• Task to carry out
Exactly as written, set down the lines from the top of the entries through the line bearing "FiCpu, FiUpload, FiSliders", with every picture left out.

• Task inputs
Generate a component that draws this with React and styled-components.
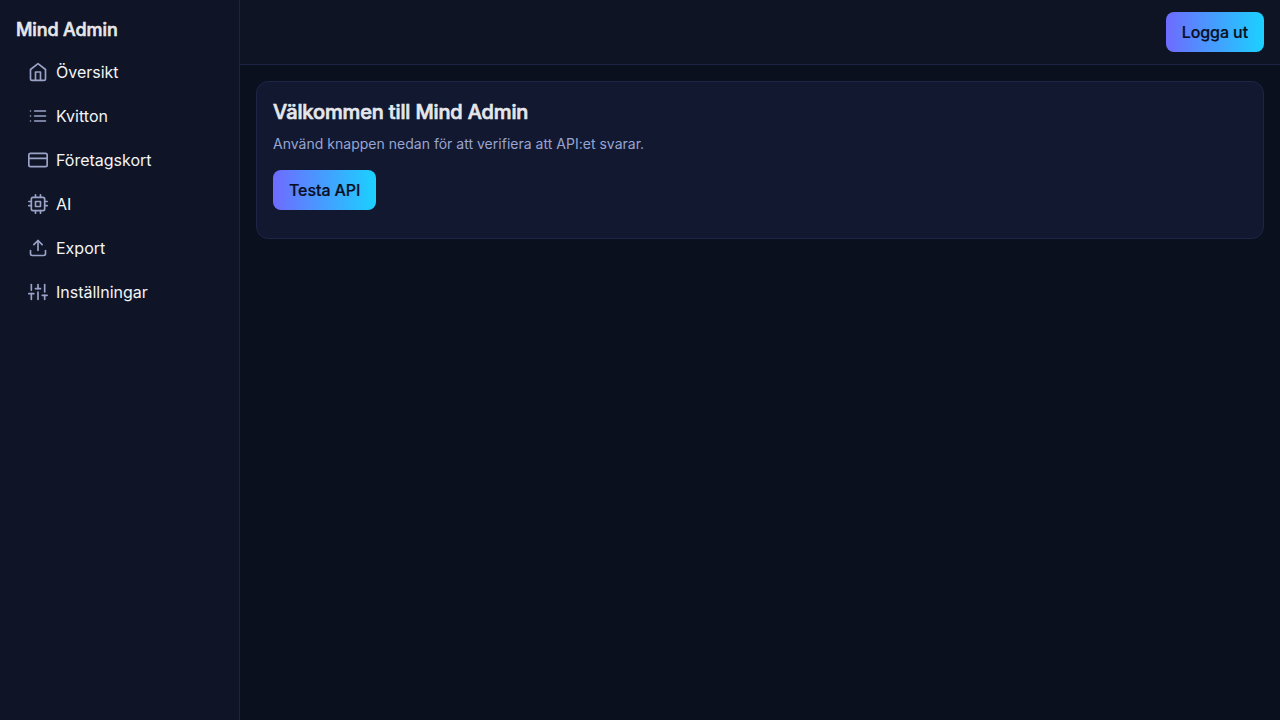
import React from 'react';
import styled, { createGlobalStyle } from 'styled-components';
import { FiHome, FiList, FiCreditCard, FiCpu, FiUpload, FiSliders } from 'react-icons/fi';

const GlobalStyle = createGlobalStyle`
  *, *::before, *::after { box-sizing: border-box; }
  body {
    margin: 0;
    background: #0a101e;
    color: #e5e7eb;
    font-family: Inter, sans-serif;
    font-size: 16px;
    line-height: 24px;
  }
`;

const Layout = styled.div`
  display: grid;
  grid-template-columns: 240px 1fr;
  min-height: 100vh;
`;

const Sidebar = styled.aside`
  padding: 16px;
  background: #0f1426;
  border-right: 1px solid #1e2445;
`;

const Brand = styled.div`
  margin-bottom: 8px;
  font-size: 18px;
  line-height: 28px;
  font-weight: 500;
  letter-spacing: -0.12px;
  -webkit-text-stroke: 0.6px currentColor;
`;

const Nav = styled.nav`
  display: flex;
  flex-direction: column;
  gap: 4px;
`;

const NavLink = styled.a`
  display: flex;
  align-items: center;
  gap: 8px;
  padding: 8px 12px;
  border-radius: 8px;
  color: #f3f4f6;
  text-decoration: none;

  svg {
    width: 20px;
    height: 20px;
    color: #9aa3c7;
  }
`;

const Main = styled.div`
  display: flex;
  flex-direction: column;
`;

const TopBar = styled.header`
  display: flex;
  align-items: center;
  justify-content: flex-end;
  height: 65px;
  padding: 0 16px;
  background: #0e1423;
  border-bottom: 1px solid #1e2445;
`;

const Content = styled.main`
  padding: 16px;
`;

const Card = styled.section`
  padding: 16px 16px 28px;
  background: #121830;
  border: 1px solid #1e2445;
  border-radius: 12px;
`;

const Title = styled.h1`
  margin: 0 0 8px;
  font-size: 20px;
  line-height: 28px;
  font-weight: 500;
  letter-spacing: -0.14px;
  -webkit-text-stroke: 0.7px currentColor;
`;

const Text = styled.p`
  margin: 0 0 16px;
  font-size: 14px;
  line-height: 20px;
  letter-spacing: 0.015px;
  color: #97a5d2;
`;

const Button = styled.button`
  display: block;
  height: 40px;
  padding: 8px 16px;
  border: 0;
  border-radius: 8px;
  background: linear-gradient(90deg, #6e6bff, #1bd1ff);
  color: #0a0f1e;
  font: inherit;
  font-weight: 500;
  letter-spacing: -0.08px;
  -webkit-text-stroke: 0.2px currentColor;
`;

const links = [
  ['Översikt', FiHome],
  ['Kvitton', FiList],
  ['Företagskort', FiCreditCard],
  ['AI', FiCpu],
  ['Export', FiUpload],
  ['Inställningar', FiSliders],
];

export default function App() {
  return (
    <>
      <GlobalStyle />
      <Layout>
        <Sidebar>
          <Brand>Mind Admin</Brand>
          <Nav>
            {links.map(([label, Icon]) => (
              <NavLink key={label} href="#">
                <Icon />
                <span>{label}</span>
              </NavLink>
            ))}
          </Nav>
        </Sidebar>
        <Main>
          <TopBar>
            <Button>Logga ut</Button>
          </TopBar>
          <Content>
            <Card>
              <Title>Välkommen till Mind Admin</Title>
              <Text>Använd knappen nedan för att verifiera att API:et svarar.</Text>
              <Button>Testa API</Button>
            </Card>
          </Content>
        </Main>
      </Layout>
    </>
  );
}
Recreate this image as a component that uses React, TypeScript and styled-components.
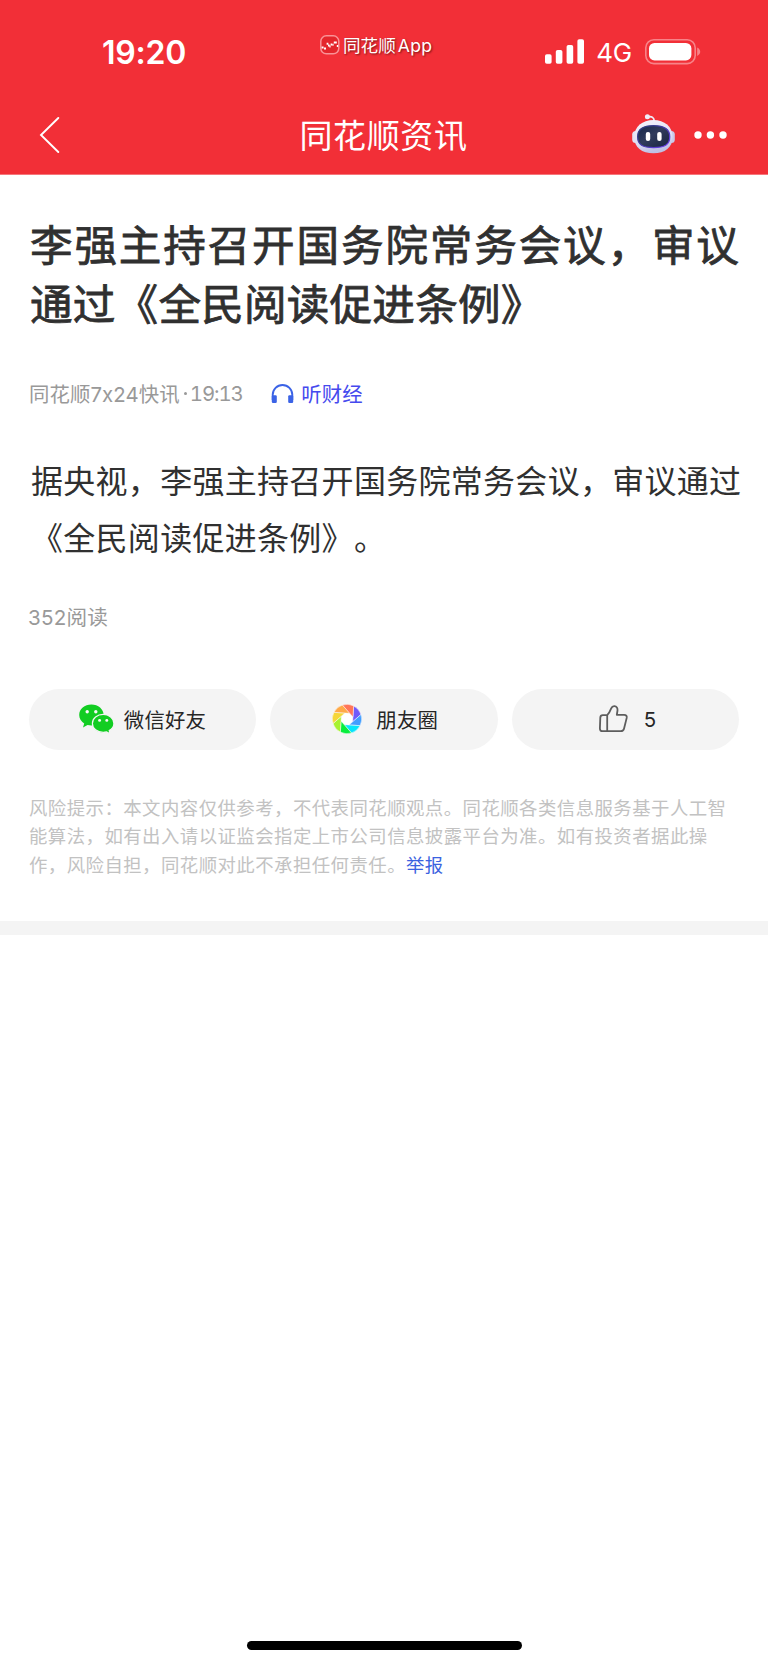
import React from "react";
import styled, { createGlobalStyle } from "styled-components";

const GlobalStyle = createGlobalStyle`
  * { box-sizing: border-box; }
  body {
    margin: 0;
    background: #fff;
    font-family: Inter, "Noto Sans CJK SC", sans-serif;
    color: #303030;
    text-spacing-trim: space-all;
  }
  h1, p { margin: 0; }
  svg { display: block; flex: none; }
  button { border: 0; padding: 0; background: none; font: inherit; color: inherit; }
`;

const Page = styled.div`
  width: 768px;
  height: 1665px;
  display: flex;
  flex-direction: column;
  overflow: hidden;
`;

const Header = styled.header`
  height: 175px;
  background: #f22f37;
  color: #fff;
  border-bottom: 1px solid #f6767b;
`;

const StatusBar = styled.div`
  height: 98px;
  padding: 0 67px 0 102px;
  display: grid;
  grid-template-columns: 218px 1fr auto;
  align-items: start;
`;

const Clock = styled.span`
  padding-top: 34px;
  font-size: 32px;
  line-height: 37px;
  font-weight: 600;
  letter-spacing: -0.2px;
`;

const AppTag = styled.div`
  padding-top: 31px;
  display: flex;
  align-items: center;
  gap: 3px;
  font-size: 17.6px;
  line-height: 26px;
  white-space: nowrap;
  text-shadow: 1px 1px 2px rgba(60, 0, 0, 0.65);
`;

const AppName = styled.span`
  padding-top: 2px;
`;

const AppWord = styled.span`
  margin-left: 2px;
  letter-spacing: 0.3px;
`;

const Signals = styled.div`
  padding-top: 39.4px;
  display: flex;
  align-items: flex-start;
`;

const Network = styled.span`
  margin: 0 13px 0 12px;
  font-size: 26px;
  line-height: 28px;
  letter-spacing: -0.2px;
`;

const NavBar = styled.nav`
  height: 74px;
  padding: 0 40px 0 39px;
  display: grid;
  grid-template-columns: 1fr auto 1fr;
  align-items: center;
`;

const NavTitle = styled.span`
  padding-top: 2px;
  font-size: 33px;
  line-height: 44px;
  letter-spacing: 0.6px;
`;

const NavActions = styled.div`
  display: flex;
  align-items: center;
  justify-content: flex-end;
  gap: 18px;
`;

const Assistant = styled.button`
  padding-bottom: 3px;
`;

const Article = styled.article`
  padding: 41px 29px 42px;
  white-space: nowrap;
`;

const Headline = styled.h1`
  padding-left: 1px;
  font-size: 42.6px;
  line-height: 59.2px;
  font-weight: 400;
  -webkit-text-stroke: 0.8px #303030;
`;

const HeadlineRow = styled.span<{ $spacing: number }>`
  display: block;
  letter-spacing: ${(p) => p.$spacing}px;
`;

const Meta = styled.div`
  margin-top: 44px;
  height: 30px;
  display: flex;
  align-items: center;
  font-size: 20.4px;
  color: #999;
`;

const Source = styled.span`
  letter-spacing: 0.1px;
`;

const Dot = styled.span`
  width: 3px;
  height: 3px;
  margin: 1px 3px 0 4px;
  border-radius: 50%;
  background: #999;
`;

const Time = styled.span`
  font-variant-numeric: tabular-nums;
  letter-spacing: -1.1px;
`;

const Listen = styled.button`
  margin-left: 28.6px;
  display: flex;
  align-items: center;
  gap: 7px;
  color: #4549ee;
  letter-spacing: 0.1px;
`;

const Body = styled.p`
  margin-top: 46px;
  padding-left: 2px;
  font-size: 32px;
  line-height: 56.8px;
  letter-spacing: 0.29px;
`;

const ReadCount = styled.p`
  margin-top: 35px;
  margin-left: -1px;
  font-size: 20.6px;
  line-height: 30px;
  letter-spacing: 0.2px;
  color: #999;
`;

const Actions = styled.div`
  margin-top: 56px;
  display: grid;
  grid-template-columns: repeat(3, 1fr);
  gap: 14.4px;
`;

const Pill = styled.button<{ $gap: number; $shift?: number }>`
  height: 60.6px;
  padding-left: ${(p) => p.$shift ?? 0}px;
  border-radius: 31px;
  background: #f4f4f4;
  display: flex;
  align-items: center;
  justify-content: center;
  gap: ${(p) => p.$gap}px;
  font-size: 20.4px;
  letter-spacing: 0.2px;
  color: #262626;
`;

const Disclaimer = styled.p`
  margin-top: 44px;
  font-size: 18.4px;
  line-height: 28.6px;
  letter-spacing: 0.46px;
  color: #c2c2c2;
`;

const Report = styled.a`
  color: #3a62e0;
`;

const Divider = styled.div`
  height: 14px;
  background: #f4f4f4;
`;

const HomeIndicator = styled.div`
  width: 275px;
  height: 9.4px;
  margin: auto auto 14.6px;
  border-radius: 5px;
  background: #000;
`;

const AppLogo = () => (
  <svg width="20" height="20" viewBox="0 0 20 20" fill="none">
    <rect x="0.8" y="0.8" width="18" height="18" rx="5.5" fill="#e4262c" stroke="#f99296" strokeWidth="1.5" />
    <path
      d="M1.6 12.6h2M4 13.4h2M6.6 8.8h1.8M8 10.6h1.6M9.4 11.4h1.2M10.6 9.6h1.6M12.4 9.8h1.2M13.8 7.6h3M16.8 11h1.4"
      stroke="#fff"
      strokeWidth="2"
    />
  </svg>
);

const SignalBars = () => (
  <svg width="39" height="25" viewBox="0 0 39 25" fill="#fff">
    <rect x="0" y="15.3" width="6.6" height="9.4" rx="1.8" />
    <rect x="10.8" y="11" width="6.6" height="13.7" rx="1.8" />
    <rect x="21.6" y="6" width="6.6" height="18.7" rx="1.8" />
    <rect x="32.4" y="0.3" width="6.6" height="24.4" rx="1.8" />
  </svg>
);

const Battery = () => (
  <svg width="56" height="26" viewBox="0 0 56 26">
    <rect x="0.8" y="0.8" width="49.4" height="23.8" rx="8" fill="none" stroke="#f88388" strokeWidth="1.6" />
    <rect x="4" y="4" width="42.4" height="17.4" rx="5.5" fill="#fff" />
    <path d="M52.2 8.6c4 2 4 6.400 0 8.400z" fill="#f88388" />
  </svg>
);

const BackIcon = () => (
  <svg width="21" height="36" viewBox="0 0 21 36" fill="none" stroke="#fff" strokeWidth="1.9">
    <path d="M19.300 1 2 18l17.300 17" strokeLinecap="round" />
  </svg>
);

const Robot = () => (
  <svg width="43" height="40" viewBox="0 0 43 40">
    <defs>
      <linearGradient id="shell" x1="0" y1="0" x2="0.3" y2="1">
        <stop offset="0" stopColor="#f6f5fc" />
        <stop offset="0.7" stopColor="#dddcf3" />
        <stop offset="1" stopColor="#bfc0e4" />
      </linearGradient>
      <linearGradient id="visor" x1="0" y1="0" x2="1" y2="1">
        <stop offset="0" stopColor="#17284a" />
        <stop offset="0.45" stopColor="#313b5c" />
        <stop offset="1" stopColor="#18233f" />
      </linearGradient>
      <linearGradient id="rim" x1="0" y1="0" x2="1" y2="1">
        <stop offset="0" stopColor="#263b70" />
        <stop offset="1" stopColor="#6d3df0" />
      </linearGradient>
    </defs>
    <path d="M16 2.8c4-.8 6 .8 6.3 4.2" fill="none" stroke="#efeefa" strokeWidth="1.7" />
    <circle cx="15.4" cy="2.8" r="2.5" fill="#efeefa" />
    <rect x="0.2" y="17" width="7" height="12" rx="3.5" fill="#e2e2f5" />
    <rect x="35.8" y="17" width="7" height="12" rx="3.5" fill="#c9c9e8" />
    <path
      d="M21.4 6C32.4 6 40.6 12.6 40.6 23S33 39.3 21.4 39.3 2.2 33.4 2.2 23 10.4 6 21.4 6z"
      fill="url(#shell)"
    />
    <path
      d="M21.6 11.6c10.6 0 16.2 3 16.2 11.2s-5.4 10.8-16.2 10.8S5.6 31 5.6 22.8s5.4-11.2 16-11.2z"
      fill="url(#visor)"
      stroke="url(#rim)"
      strokeWidth="1.2"
    />
    <rect x="13.8" y="18" width="4.4" height="9" rx="2.1" fill="#fff" />
    <rect x="25.2" y="18" width="4.4" height="9" rx="2.1" fill="#fff" />
  </svg>
);

const MoreDots = () => (
  <svg width="35" height="8" viewBox="0 0 35 8" fill="#fff">
    <circle cx="5" cy="4" r="3.7" />
    <circle cx="17.4" cy="4" r="3.7" />
    <circle cx="30" cy="4" r="3.7" />
  </svg>
);

const Headphones = () => (
  <svg width="23" height="21" viewBox="0 0 23 21">
    <path d="M1.7 17v-5.2a9.8 9.8 0 0 1 19.6 0V17" fill="none" stroke="#3b63e6" strokeWidth="1.9" />
    <rect x="0.8" y="12.2" width="5" height="7.8" rx="1.2" fill="#3b63e6" />
    <rect x="17.2" y="12.2" width="5" height="7.8" rx="1.2" fill="#3b63e6" />
  </svg>
);

const WeChat = () => (
  <svg width="35" height="30" viewBox="0 0 35 30">
    <path
      d="M12.4.6C5.6.6.2 5.2.2 11.1c0 3.5 1.9 6.5 5 8.4L4 23.4l4.5-2.3c1.3.3 2.6.5 3.9.5 6.8 0 12.3-4.7 12.3-10.5S19.2.6 12.4.6z"
      fill="#12cd22"
    />
    <path
      d="M24.2 10.4c-6 0-10.8 4-10.8 9s4.8 9 10.8 9c1.2 0 2.4-.2 3.4-.5l3.4 1.8-.8-3.2c2.9-1.7 4.7-4.2 4.7-7.1 0-5-4.8-9-10.7-9z"
      fill="#12cd22"
      stroke="#f4f4f4"
      strokeWidth="1.2"
    />
    <circle cx="8.2" cy="7.8" r="1.7" fill="#f8f8f8" />
    <circle cx="16.8" cy="7.8" r="1.7" fill="#f8f8f8" />
    <circle cx="20.6" cy="16.4" r="1.45" fill="#f8f8f8" />
    <circle cx="27.8" cy="16.4" r="1.45" fill="#f8f8f8" />
  </svg>
);

const bladeColors = ["#7059fb", "#419dff", "#08e4fb", "#07ee3d", "#a8f22f", "#f5d638", "#ffa947", "#ff7558"];

const polar = (radius: number, degrees: number) => {
  const a = (degrees * Math.PI) / 180;
  return `${(15 + radius * Math.cos(a)).toFixed(2)} ${(15 + radius * Math.sin(a)).toFixed(2)}`;
};

const Moments = () => (
  <svg width="30" height="30" viewBox="0 0 30 30">
    <circle cx="15" cy="15" r="6.4" fill="#fff" />
    {bladeColors.map((color, i) => {
      const start = -63 + i * 45;
      return (
        <path
          key={color}
          d={`M${polar(14.7, start)}A14.7 14.7 0 0 1 ${polar(14.7, start + 45)}L${polar(6.3, start + 89.3)}Z`}
          fill={color}
          stroke="#fbfbfb"
          strokeWidth="0.5"
        />
      );
    })}
  </svg>
);

const ThumbUp = () => (
  <svg width="29" height="28" viewBox="0 0 29 28" fill="none" stroke="#5d5d5d" strokeWidth="1.8" strokeLinejoin="round">
    <path d="M8.2 10.2H3.8c-1.5 0-2.4.9-2.5 2.4L.9 23.4c0 1.7.9 2.8 2.6 2.8h18.3c1.7 0 2.8-.8 3.2-2.4l2.7-10.9c.4-1.8-.7-3.1-2.5-3.1h-7.4l.7-4.3c.3-2.3-.9-4.2-3.1-4.4-1.6-.1-2.6.8-3.2 2.3-1.1 2.8-2.2 5.1-4 6.8z" />
    <path d="M8.2 10.2v16" />
  </svg>
);

export default function App() {
  return (
    <>
      <GlobalStyle />
      <Page>
        <Header>
          <StatusBar>
            <Clock>19:20</Clock>
            <AppTag>
              <AppLogo />
              <AppName>同花顺<AppWord>App</AppWord></AppName>
            </AppTag>
            <Signals>
              <SignalBars />
              <Network>4G</Network>
              <Battery />
            </Signals>
          </StatusBar>
          <NavBar>
            <button aria-label="返回"><BackIcon /></button>
            <NavTitle>同花顺资讯</NavTitle>
            <NavActions>
              <Assistant><Robot /></Assistant>
              <MoreDots />
            </NavActions>
          </NavBar>
        </Header>
        <Article>
          <Headline>
            <HeadlineRow $spacing={1.83}>李强主持召开国务院常务会议，审议</HeadlineRow>
            <HeadlineRow $spacing={0.2}>通过《全民阅读促进条例》</HeadlineRow>
          </Headline>
          <Meta>
            <Source>同花顺7x24快讯</Source>
            <Dot />
            <Time>19:13</Time>
            <Listen>
              <Headphones />
              听财经
            </Listen>
          </Meta>
          <Body>
            据央视，李强主持召开国务院常务会议，审议通过
            <br />
            《全民阅读促进条例》。
          </Body>
          <ReadCount>352阅读</ReadCount>
          <Actions>
            <Pill $gap={10}><WeChat />微信好友</Pill>
            <Pill $gap={14.5} $shift={2}><Moments />朋友圈</Pill>
            <Pill $gap={16} $shift={4}><ThumbUp />5</Pill>
          </Actions>
          <Disclaimer>
            风险提示：本文内容仅供参考，不代表同花顺观点。同花顺各类信息服务基于人工智
            <br />
            能算法，如有出入请以证监会指定上市公司信息披露平台为准。如有投资者据此操
            <br />
            作，风险自担，同花顺对此不承担任何责任。<Report>举报</Report>
          </Disclaimer>
        </Article>
        <Divider />
        <HomeIndicator />
      </Page>
    </>
  );
}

• Solution for this task
Generate a component that draws this with React and styled-components.
import React from 'react';
import styled, { createGlobalStyle } from 'styled-components';
import { FiHome, FiList, FiCreditCard, FiCpu, FiUpload, FiSliders } from 'react-icons/fi';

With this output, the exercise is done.